-------- Given material --------
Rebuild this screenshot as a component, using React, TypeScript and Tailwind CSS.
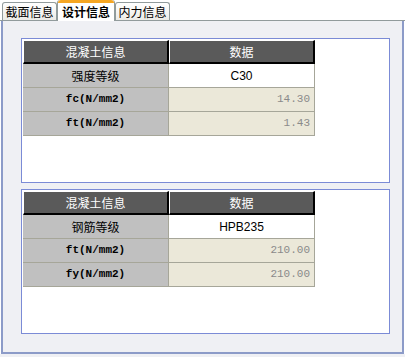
const cjk = "font-['SimSun','Noto_Sans_CJK_SC',sans-serif]";
const mono = "font-['Liberation_Mono','Noto_Sans_CJK_SC',monospace]";

type Row = { label: string; value: string; editable?: boolean; mono?: boolean };

const concrete: Row[] = [
  { label: "强度等级", value: "C30", editable: true },
  { label: "fc(N/mm2)", value: "14.30", mono: true },
  { label: "ft(N/mm2)", value: "1.43", mono: true },
];

const rebar: Row[] = [
  { label: "钢筋等级", value: "HPB235", editable: true },
  { label: "ft(N/mm2)", value: "210.00", mono: true },
  { label: "fy(N/mm2)", value: "210.00", mono: true },
];

function Tab({ label, active }: { label: string; active?: boolean }) {
  if (active) {
    return (
      <div className="relative -mb-px flex h-[21px] w-[58px] items-center justify-center rounded-t-[3px] border-x border-[#919b9c] bg-white text-[12px] font-bold text-black">
        <div className="absolute inset-x-0 top-0 h-[3px] rounded-t-[3px] bg-[#f5a623]" />
        <span className={`${cjk} mt-[3px]`}>{label}</span>
      </div>
    );
  }
  return (
    <div className="flex h-[18px] w-[55px] items-center justify-center rounded-t-[3px] border-x border-t border-[#919b9c] bg-gradient-to-b from-white to-[#ecebe6] text-[12px] text-black">
      <span className={`${cjk} mt-[1px]`}>{label}</span>
    </div>
  );
}

function InfoTable({ rows }: { rows: Row[] }) {
  return (
    <div className="w-[292px]">
      <div className="flex h-[24px]">
        {["混凝土信息", "数据"].map((h) => (
          <div
            key={h}
            className={`${cjk} flex w-[146px] items-center justify-center border-t border-l border-white border-r-2 border-b-2 border-r-black border-b-black bg-[#5a5a5a] text-[12px] text-white`}
          >
            {h}
          </div>
        ))}
      </div>
      {rows.map((r) => (
        <div key={r.label} className="flex h-[24px] border-b border-[#a6a699]">
          <div
            className={`${r.mono ? mono + " text-[11px] font-bold" : cjk + " text-[12px]"} flex w-[146px] items-center justify-center border-r border-[#a6a699] bg-[#c0c0c0] text-black`}
          >
            {r.label}
          </div>
          {r.editable ? (
            <div className="flex w-[146px] items-center justify-center border-r border-[#a6a699] bg-white font-['Liberation_Sans',sans-serif] text-[12px] text-black">
              {r.value}
            </div>
          ) : (
            <div className={`${mono} flex w-[146px] items-center justify-end border-r border-[#a6a699] bg-[#ebe8d9] pr-[4px] text-[11px] text-[#8a8a8a]`}>
              {r.value}
            </div>
          )}
        </div>
      ))}
    </div>
  );
}

function GroupBox({ rows }: { rows: Row[] }) {
  return (
    <div className="h-[145px] w-[369px] border border-[#7b8bd6] bg-white p-px">
      <InfoTable rows={rows} />
    </div>
  );
}

export default function App() {
  return (
    <div className="h-[357px] w-[405px] overflow-hidden bg-white">
      <div className="flex h-[21px] items-end border-b border-[#919b9c] pl-[2px]">
        <Tab label="截面信息" />
        <Tab label="设计信息" active />
        <Tab label="内力信息" />
      </div>
      <div className="ml-px flex h-[333px] w-[403px] flex-col gap-[6px] border-x-2 border-b-2 border-[#8c9bc8] bg-[#eff0f4] pt-[17px] pl-[18px]">
        <GroupBox rows={concrete} />
        <GroupBox rows={rebar} />
      </div>
      <div className="h-[3px] bg-[#eff0f4]" />
    </div>
  );
}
--------
**Aim**
Images in the data above are to be skipped. Retype all other material exactly.

**Response to the task**
Rebuild this screenshot as a component, using React, TypeScript and Tailwind CSS.
const cjk = "font-['SimSun','Noto_Sans_CJK_SC',sans-serif]";
const mono = "font-['Liberation_Mono','Noto_Sans_CJK_SC',monospace]";

type Row = { label: string; value: string; editable?: boolean; mono?: boolean };

const concrete: Row[] = [
  { label: "强度等级", value: "C30", editable: true },
  { label: "fc(N/mm2)", value: "14.30", mono: true },
  { label: "ft(N/mm2)", value: "1.43", mono: true },
];

const rebar: Row[] = [
  { label: "钢筋等级", value: "HPB235", editable: true },
  { label: "ft(N/mm2)", value: "210.00", mono: true },
  { label: "fy(N/mm2)", value: "210.00", mono: true },
];

function Tab({ label, active }: { label: string; active?: boolean }) {
  if (active) {
    return (
      <div className="relative -mb-px flex h-[21px] w-[58px] items-center justify-center rounded-t-[3px] border-x border-[#919b9c] bg-white text-[12px] font-bold text-black">
        <div className="absolute inset-x-0 top-0 h-[3px] rounded-t-[3px] bg-[#f5a623]" />
        <span className={`${cjk} mt-[3px]`}>{label}</span>
      </div>
    );
  }
  return (
    <div className="flex h-[18px] w-[55px] items-center justify-center rounded-t-[3px] border-x border-t border-[#919b9c] bg-gradient-to-b from-white to-[#ecebe6] text-[12px] text-black">
      <span className={`${cjk} mt-[1px]`}>{label}</span>
    </div>
  );
}

function InfoTable({ rows }: { rows: Row[] }) {
  return (
    <div className="w-[292px]">
      <div className="flex h-[24px]">
        {["混凝土信息", "数据"].map((h) => (
          <div
            key={h}
            className={`${cjk} flex w-[146px] items-center justify-center border-t border-l border-white border-r-2 border-b-2 border-r-black border-b-black bg-[#5a5a5a] text-[12px] text-white`}
          >
            {h}
          </div>
        ))}
      </div>
      {rows.map((r) => (
        <div key={r.label} className="flex h-[24px] border-b border-[#a6a699]">
          <div
            className={`${r.mono ? mono + " text-[11px] font-bold" : cjk + " text-[12px]"} flex w-[146px] items-center justify-center border-r border-[#a6a699] bg-[#c0c0c0] text-black`}
          >
            {r.label}
          </div>
          {r.editable ? (
            <div className="flex w-[146px] items-center justify-center border-r border-[#a6a699] bg-white font-['Liberation_Sans',sans-serif] text-[12px] text-black">
              {r.value}
            </div>
          ) : (
            <div className={`${mono} flex w-[146px] items-center justify-end border-r border-[#a6a699] bg-[#ebe8d9] pr-[4px] text-[11px] text-[#8a8a8a]`}>
              {r.value}
            </div>
          )}
        </div>
      ))}
    </div>
  );
}

function GroupBox({ rows }: { rows: Row[] }) {
  return (
    <div className="h-[145px] w-[369px] border border-[#7b8bd6] bg-white p-px">
      <InfoTable rows={rows} />
    </div>
  );
}

export default function App() {
  return (
    <div className="h-[357px] w-[405px] overflow-hidden bg-white">
      <div className="flex h-[21px] items-end border-b border-[#919b9c] pl-[2px]">
        <Tab label="截面信息" />
        <Tab label="设计信息" active />
        <Tab label="内力信息" />
      </div>
      <div className="ml-px flex h-[333px] w-[403px] flex-col gap-[6px] border-x-2 border-b-2 border-[#8c9bc8] bg-[#eff0f4] pt-[17px] pl-[18px]">
        <GroupBox rows={concrete} />
        <GroupBox rows={rebar} />
      </div>
      <div className="h-[3px] bg-[#eff0f4]" />
    </div>
  );
}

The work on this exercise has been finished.